▶ Written request
Every line of the data that contains the string "React" must be copied.

————

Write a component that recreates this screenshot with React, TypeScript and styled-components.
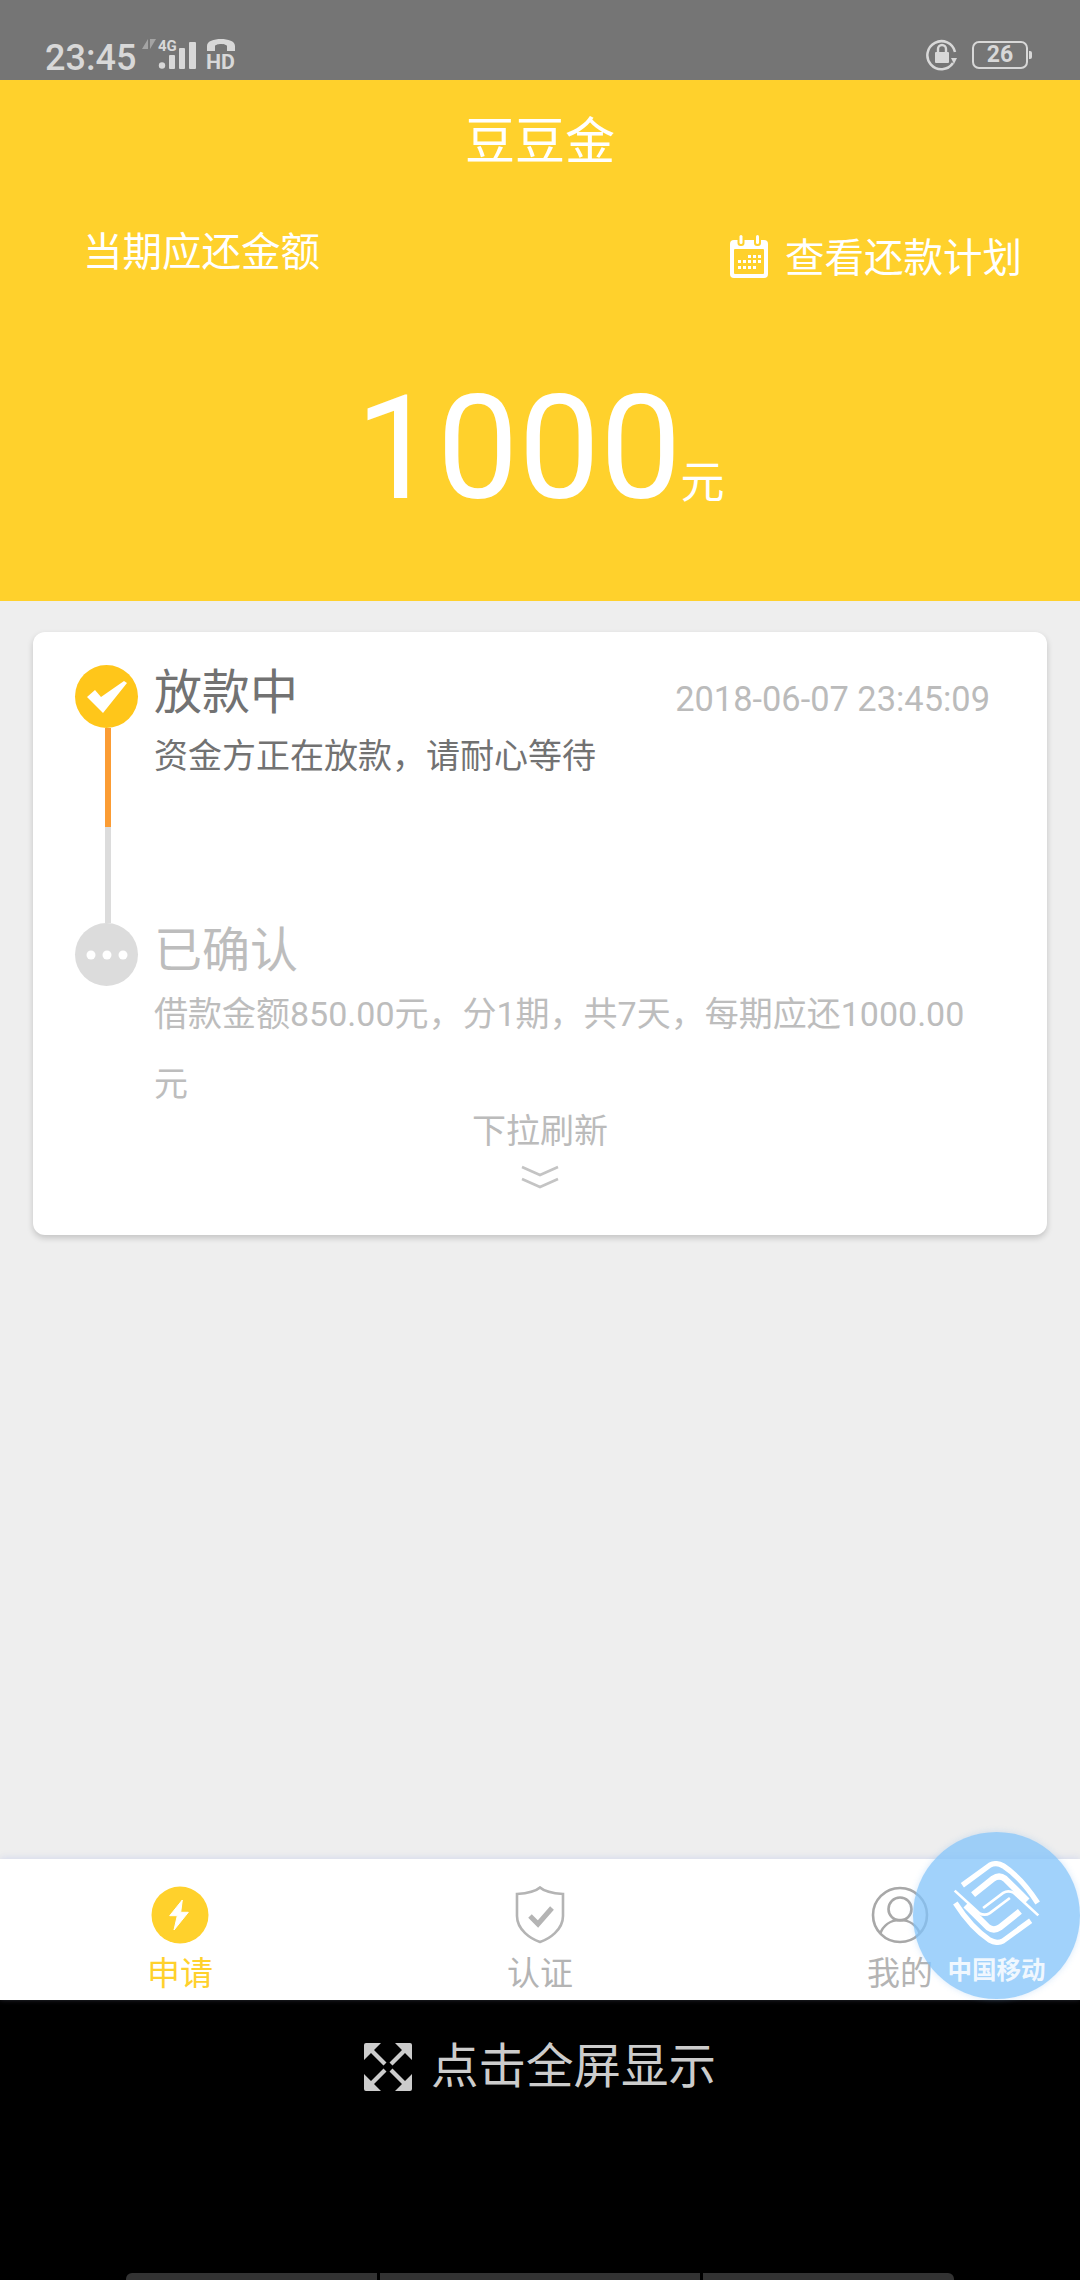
import * as React from 'react';
import styled, { createGlobalStyle } from 'styled-components';

const FONT = `Roboto, "Noto Sans CJK SC", sans-serif`;

const GlobalStyle = createGlobalStyle`
  html, body {
    margin: 0;
    padding: 0;
    background: #000;
  }
  * {
    box-sizing: border-box;
  }
`;

const Page = styled.div`
  position: relative;
  width: 1080px;
  height: 2280px;
  overflow: hidden;
  display: flex;
  flex-direction: column;
  background: #eeeeee;
  font-family: ${FONT};
`;

const StatusBar = styled.div`
  height: 80px;
  flex: none;
  background: #757575;
  color: #d8d8d8;
  display: flex;
  align-items: flex-start;
  justify-content: space-between;
  padding: 37px 48px 0 45px;
`;

const StatusGroup = styled.div`
  display: flex;
  align-items: flex-start;
`;

const Clock = styled.div`
  font-size: 36px;
  line-height: 42px;
  font-weight: 500;
`;

const NetIcon = styled.svg`
  margin-left: 6px;
  margin-top: -5px;
`;

const LockIcon = styled.svg`
  margin-top: 2px;
`;

const BatteryBox = styled.div`
  width: 56px;
  height: 28px;
  margin: 4px 4px 0 14px;
  border: 2px solid #d8d8d8;
  border-radius: 7px;
  font-size: 23px;
  font-weight: 700;
  line-height: 24px;
  text-align: center;
  position: relative;
  &::after {
    content: '';
    position: absolute;
    right: -6px;
    top: 8px;
    width: 3px;
    height: 8px;
    background: #d8d8d8;
    border-radius: 0 2px 2px 0;
  }
`;

const Header = styled.header`
  height: 521px;
  flex: none;
  background: #ffd12c;
  color: #fff;
  display: flex;
  flex-direction: column;
`;

const Title = styled.div`
  margin-top: 33px;
  text-align: center;
  font-size: 50px;
  line-height: 58px;
`;

const SummaryRow = styled.div`
  margin-top: 55px;
  padding: 0 58px 0 83px;
  display: flex;
  justify-content: space-between;
  align-items: flex-start;
  font-size: 39.500px;
  line-height: 54px;
`;

const PlanLink = styled.div`
  display: flex;
  align-items: center;
  gap: 16px;
  margin-top: 6px;
`;

const CalendarIcon = styled.svg`
  margin-top: -4px;
`;

const Amount = styled.div`
  margin-top: 97px;
  display: flex;
  justify-content: center;
  align-items: flex-end;
`;

const AmountValue = styled.span`
  font-size: 145px;
  font-weight: 400;
  line-height: 130px;
`;

const AmountUnit = styled.span`
  font-size: 44px;
  line-height: 54px;
  margin-left: -1px;
  margin-bottom: 3px;
`;

const Main = styled.main`
  flex: 1;
  padding: 31px 33px 0;
  min-height: 0;
`;

const Card = styled.section`
  height: 603px;
  background: #fff;
  border-radius: 12px;
  box-shadow: 0 3px 6px rgba(0, 0, 0, 0.18);
  padding: 33px 42px 0;
`;

const Step = styled.div`
  display: flex;
  gap: 16px;
`;

const Rail = styled.div`
  width: 63px;
  flex: none;
  display: flex;
  flex-direction: column;
  align-items: center;
`;

const Dot = styled.div<{ $color: string }>`
  width: 63px;
  height: 63px;
  border-radius: 50%;
  background: ${(p) => p.$color};
  display: flex;
  align-items: center;
  justify-content: center;
`;

const RailLine = styled.div<{ $color: string; $height: number }>`
  width: 6px;
  margin-left: 2px;
  height: ${(p) => p.$height}px;
  background: ${(p) => p.$color};
`;

const StepBody = styled.div`
  flex: 1;
  min-width: 0;
  padding-right: 15px;
`;

const StepHead = styled.div`
  height: 56px;
  display: flex;
  justify-content: space-between;
  align-items: center;
`;

const StepTitle = styled.div<{ $color: string }>`
  font-size: 48px;
  line-height: 56px;
  color: ${(p) => p.$color};
`;

const StepTime = styled.div`
  font-size: 34.400px;
  color: #bbbbbb;
  line-height: 44px;
  margin-top: 12px;
`;

const StepText = styled.div<{ $color: string }>`
  font-size: 34px;
  line-height: 70px;
  color: ${(p) => p.$color};
`;

const PullHint = styled.div`
  margin-top: -8px;
  text-align: center;
  color: #bbbbbb;
  font-size: 34px;
  line-height: 40px;
`;

const PullArrow = styled.svg`
  display: block;
  margin: 14px auto 0;
`;

const TabBar = styled.nav`
  height: 141px;
  flex: none;
  background: #fff;
  display: flex;
  box-shadow: 0 -2px 6px rgba(190, 200, 235, 0.45);
  position: relative;
`;

const Tab = styled.div<{ $active?: boolean }>`
  flex: 1;
  padding-top: 27px;
  display: flex;
  flex-direction: column;
  align-items: center;
  font-size: 33px;
  line-height: 38px;
  gap: 11px;
  color: ${(p) => (p.$active ? '#ffd12c' : '#b4b4b4')};
`;

const FloatBall = styled.div`
  position: absolute;
  left: 913px;
  top: 1832px;
  width: 167px;
  height: 167px;
  border-radius: 50%;
  background: rgba(130, 195, 250, 0.75);
  box-shadow: 0 0 6px rgba(120, 180, 240, 0.3);
  display: flex;
  flex-direction: column;
  align-items: center;
  color: rgba(255, 255, 255, 0.85);
  font-size: 24.500px;
  font-weight: 700;
  line-height: 30px;
  padding-top: 29px;
  gap: 11px;
`;

const Fullscreen = styled.div`
  height: 280px;
  flex: none;
  background: #000;
  color: #cccccc;
  display: flex;
  flex-direction: column;
  align-items: center;
  justify-content: space-between;
`;

const FullscreenButton = styled.div`
  margin-top: 39px;
  display: flex;
  align-items: center;
  gap: 19px;
  font-size: 47.500px;
  line-height: 56px;
`;

const NavStrip = styled.div`
  width: 828px;
  height: 7px;
  display: flex;
  gap: 3px;
  border-radius: 6px 6px 0 0;
  overflow: hidden;
`;

const NavSegment = styled.div<{ $width: number }>`
  width: ${(p) => p.$width}px;
  background: #333333;
`;

const CAL_DOTS = [
  [19, 20], [24, 20], [29, 20],
  [9, 25], [14, 25], [19, 25], [24, 25], [29, 25],
  [9, 31], [14, 31], [19, 31], [24, 31],
];

const ARROW = 'M0 2a2 2 0 0 1 2-2h15l-7 7 12.500 12.500-3 3L7 10l-7 7z';

const LOGO_HALF = (
  <>
    <path d="M68 112 150 52Q170 42 190 54 245 90 293 165" strokeWidth="16" />
    <path d="M100 140 160 92Q178 80 195 92L262 158" strokeWidth="19" />
    <path d="M45 128 118 195Q135 205 150 195L210 150" strokeWidth="8" />
  </>
);

const App: React.FunctionComponent = () => {
  return (
    <Page>
      <GlobalStyle />
      <StatusBar>
        <StatusGroup>
          <Clock>23:45</Clock>
          <NetIcon width="64" height="38" viewBox="0 -6 64 38">
            <path d="M0 11 6 1v10zM8 1v10l6-10z" fill="#a4a4a4" />
            <text x="16" y="13" fontSize="15" fontWeight="700" fill="#d8d8d8" fontFamily="Roboto, sans-serif">4G</text>
            <circle cx="20" cy="27.500" r="3.200" fill="#d8d8d8" />
            <rect x="27" y="17" width="6" height="14" rx="1" fill="#d8d8d8" />
            <rect x="37" y="10" width="6" height="21" rx="1" fill="#d8d8d8" />
            <rect x="47" y="4" width="7" height="27" rx="1" fill="#d8d8d8" />
          </NetIcon>
          <svg width="32" height="38" viewBox="0 0 32 38">
            <path d="M1 14V9C1 4 8 2 15 2s14 2 14 7v5h-8V9c0-1-3-2-6-2S9 8 9 9v5z" fill="#d8d8d8" />
            <text x="0" y="32" fontSize="21" fontWeight="700" fill="#d8d8d8" fontFamily="Roboto, sans-serif" textLength="29" lengthAdjust="spacingAndGlyphs">HD</text>
          </svg>
        </StatusGroup>
        <StatusGroup>
          <LockIcon width="32" height="32" viewBox="0 0 32 32">
            <path d="M27 24A14 14 0 1 1 29 13" fill="none" stroke="#d8d8d8" strokeWidth="2.500" />
            <path d="M25 19h6l-3 6z" fill="#d8d8d8" />
            <rect x="9" y="13" width="14" height="11" rx="1" fill="#d8d8d8" />
            <path d="M12 13V10a4 4 0 0 1 8 0v3" fill="none" stroke="#d8d8d8" strokeWidth="2.400" />
          </LockIcon>
          <BatteryBox>26</BatteryBox>
        </StatusGroup>
      </StatusBar>

      <Header>
        <Title>豆豆金</Title>
        <SummaryRow>
          <span>当期应还金额</span>
          <PlanLink>
            <CalendarIcon width="40" height="44" viewBox="0 0 40 44">
              <rect x="1" y="5" width="38" height="38" rx="4" fill="#fff" />
              <rect x="5" y="14" width="30" height="25" rx="1" fill="#ffd12c" />
              <rect x="8.500" y="0" width="7" height="11" rx="3" fill="#ffd12c" />
              <rect x="25" y="0" width="7" height="11" rx="3" fill="#ffd12c" />
              <rect x="10.500" y="0" width="3" height="9" rx="1.500" fill="#fff" />
              <rect x="27" y="0" width="3" height="9" rx="1.500" fill="#fff" />
              {CAL_DOTS.map(([x, y]) => (
                <rect key={`${x}-${y}`} x={x} y={y} width="3" height="3" fill="#fff" />
              ))}
            </CalendarIcon>
            <span>查看还款计划</span>
          </PlanLink>
        </SummaryRow>
        <Amount>
          <AmountValue>1000</AmountValue>
          <AmountUnit>元</AmountUnit>
        </Amount>
      </Header>

      <Main>
        <Card>
          <Step>
            <Rail>
              <Dot $color="#ffc61a">
                <svg width="42" height="34" viewBox="0 0 42 34">
                  <path d="M1 17 9 10l6 7L38 1l3 2-24 30z" fill="#fff" />
                </svg>
              </Dot>
              <RailLine $color="#fb9c34" $height={99} />
              <RailLine $color="#dcdcdc" $height={96} />
            </Rail>
            <StepBody>
              <StepHead>
                <StepTitle $color="#727272">放款中</StepTitle>
                <StepTime>2018-06-07 23:45:09</StepTime>
              </StepHead>
              <StepText $color="#727272">资金方正在放款，请耐心等待</StepText>
            </StepBody>
          </Step>
          <Step>
            <Rail>
              <Dot $color="#dcdcdc">
                <svg width="42" height="10" viewBox="0 0 42 10">
                  <circle cx="5" cy="5" r="4.500" fill="#fff" />
                  <circle cx="21" cy="5" r="4.500" fill="#fff" />
                  <circle cx="37" cy="5" r="4.500" fill="#fff" />
                </svg>
              </Dot>
            </Rail>
            <StepBody>
              <StepTitle $color="#bdbdbd">已确认</StepTitle>
              <StepText $color="#bdbdbd">借款金额850.00元，分1期，共7天，每期应还1000.00元</StepText>
            </StepBody>
          </Step>
          <PullHint>下拉刷新</PullHint>
          <PullArrow width="38" height="24" viewBox="0 0 38 24">
            <path d="M1 2 19 10 37 2M1 14 19 22 37 14" fill="none" stroke="#c4c4c4" strokeWidth="2.600" />
          </PullArrow>
        </Card>
      </Main>

      <TabBar>
        <Tab $active>
          <svg width="58" height="58" viewBox="0 0 58 58">
            <circle cx="29" cy="29" r="28.500" fill="#ffd12c" />
            <path d="M31.300 14 18.700 29.700h7.600L23 44l14.300-17.700h-7.600z" fill="#fff" stroke="#fff" strokeWidth="1" strokeLinejoin="round" />
          </svg>
          <span>申请</span>
        </Tab>
        <Tab>
          <svg width="50" height="58" viewBox="0 0 50 58">
            <path d="M25 1.500C20 6 10 7.500 2 8v22c0 14 14 23 23 26 9-3 23-12 23-26V8C40 7.500 30 6 25 1.500z" fill="none" stroke="#b4b4b4" strokeWidth="2.600" />
            <path d="M15 30l8 8 14-16" fill="none" stroke="#b4b4b4" strokeWidth="5" />
          </svg>
          <span>认证</span>
        </Tab>
        <Tab>
          <svg width="58" height="58" viewBox="0 0 58 58">
            <circle cx="29" cy="29" r="27" fill="none" stroke="#a8a8a8" strokeWidth="2.600" />
            <circle cx="29" cy="23" r="11.500" fill="none" stroke="#a8a8a8" strokeWidth="2.600" />
            <path d="M9 48c3-8 10-14 20-14s17 6 20 14" fill="none" stroke="#a8a8a8" strokeWidth="2.600" />
          </svg>
          <span>我的</span>
        </Tab>
      </TabBar>

      <Fullscreen>
        <FullscreenButton>
          <svg width="48" height="48" viewBox="0 0 48 48" fill="#cccccc">
            <path d={ARROW} />
            <path d={ARROW} transform="rotate(90 24 24)" />
            <path d={ARROW} transform="rotate(180 24 24)" />
            <path d={ARROW} transform="rotate(270 24 24)" />
          </svg>
          <span>点击全屏显示</span>
        </FullscreenButton>
        <NavStrip>
          <NavSegment $width={251} />
          <NavSegment $width={320} />
          <NavSegment $width={251} />
        </NavStrip>
      </Fullscreen>

      <FloatBall>
        <svg width="87" height="84" viewBox="40 40 260 250" fill="none" stroke="#fff">
          {LOGO_HALF}
          <g transform="rotate(180 170 165)">{LOGO_HALF}</g>
        </svg>
        <span>中国移动</span>
      </FloatBall>
    </Page>
  );
};

export default App;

————

▶ Answer below
Write a component that recreates this screenshot with React, TypeScript and styled-components.
import * as React from 'react';
const App: React.FunctionComponent = () => {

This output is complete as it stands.